We argue that notional amount, the metric used in derivatives regulations such as the unclear margin rule, is a flawed measure of an entity’s contribution to systemic risk.
We show that Entity-Netted Notionals (ENNs), a risk-based metric of size, better corresponds to size in the context of the literature modeling of a firm’s contribution to systemic risk.
Using regulatory data, we provide empirical insight into how well notional amount corresponds to this more theoretically-oriented measure. We find the relationship between the metrics is fairly weak for entities for whom the size-based exemption will soon be ending, and provide an empirical basis for understanding why they differ.
Lynn Riggs, Esen Onur, David Reiffen, Haoxiang Zhu
The note combines the relatively new source of data on cash transactions from FINRA with futures transactions data available at the CFTC to describe a “liquidity hierarchy” in the U.S. Treasury market.
The analysis shows that while overall risk volume is greater across all cash securities than across all futures contracts, the liquidity hierarchy is more complex, with certain futures contracts more liquid than certain cash securities, and vice versa.
Futures contracts play a special role in liquidity-challenged environments. The relative amount of risk traded through futures contracts is higher on days with large price movements and is larger at times outside of U.S. trading hours.

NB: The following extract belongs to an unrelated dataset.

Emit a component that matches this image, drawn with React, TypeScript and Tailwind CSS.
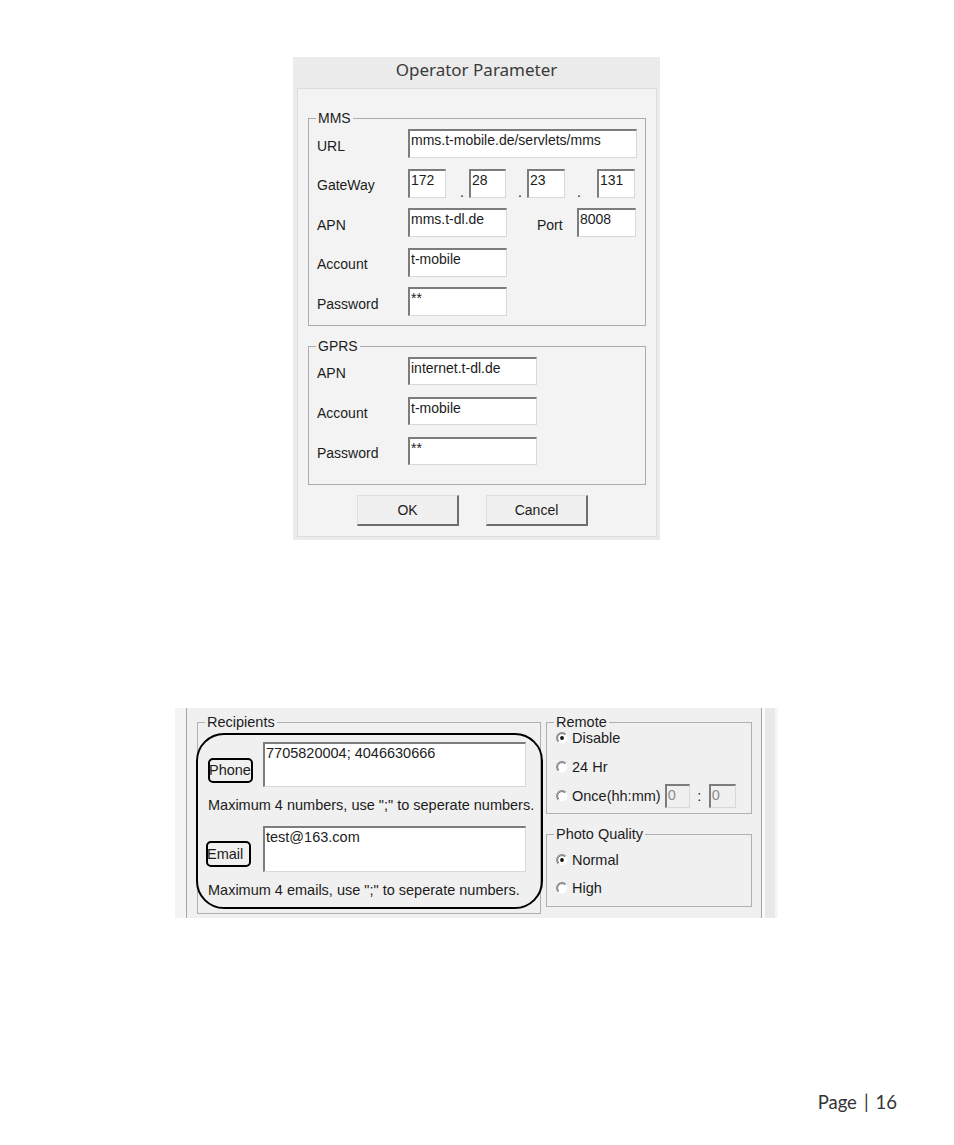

Average trade size, in risk terms, is much higher for cash securities than for futures contracts. This is most likely due to the higher prevalence of automated trading in futures markets, which, in turn, results in futures trades being broken down into smaller orders for execution.
(An earlier version of this paper was made available with the title “Is Pit Closure Costly for Livestock Customers?”)
We evaluate the changes in execution costs in livestock markets around the CME’s decision to close down futures pits.
We specifically focus on the changes in execution costs for customers who used to get their fills on the pits and compare their execution costs to those of the non-pit user customers.
We find that execution costs in the electronic market have generally decreased for customers in the live cattle and lean hog, but not for the feeder cattle futures market.
Execution costs in the electronic market have increased for pit user customers in the live cattle and lean hog futures markets. We do not find evidence associating changes in execution costs with increased trading with high-frequency traders.
We also find that overall execution costs, including both pit and electronic orders measured on per-contract basis, have decreased for pit-user customers. We offer up reasons that might be driving this change.
In 2018, the CFTC introduced entity-netted notionals (ENNs) as a measure of risk transfer in interest rate swaps markets. In this paper, we extend the ENNs concept, for the first time, to futures markets, specifically interest rate futures.
Because futures markets are fully cleared markets, much less position netting is required in the ENNs calculation than in the equivalent interest rate swaps market. However, given that the duration of interest rate futures contracts is generally lower than that for swaps (e.g. the very short duration Eurodollar futures contract), there is a much larger difference between the notional and the duration-adjusted notional of futures markets relative to swaps.
In aggregate, the total notional size of major interest rate futures positions as of the end of June 2019 is roughly $81tn (compared to $248tn in swaps). This reduces to $1.6tn in futures ENNs equivalents, significantly lower than the size of rate swaps as measured by ENNs - $14.5tn.
This report, planned to be released quarterly, provides a high-level overview of trade activity and holdings for SOFR-based derivatives. This report parallels a number of other efforts that provide a quantitative view on the Libor transition.
Activity in SOFR-based futures and swaps has generally been increasing quarter-on-quarter. In some cases, like swaps, this growth can be significant (on the order of hundreds of percent).
Though the activity is spread across a number of different participant types, the level of activity is still significantly lower than the equivalent Libor-based markets. As one example, current open interest in Libor-based swaps stands at almost $100tn; this level is far higher than the just over $100bn in SOFR open interest.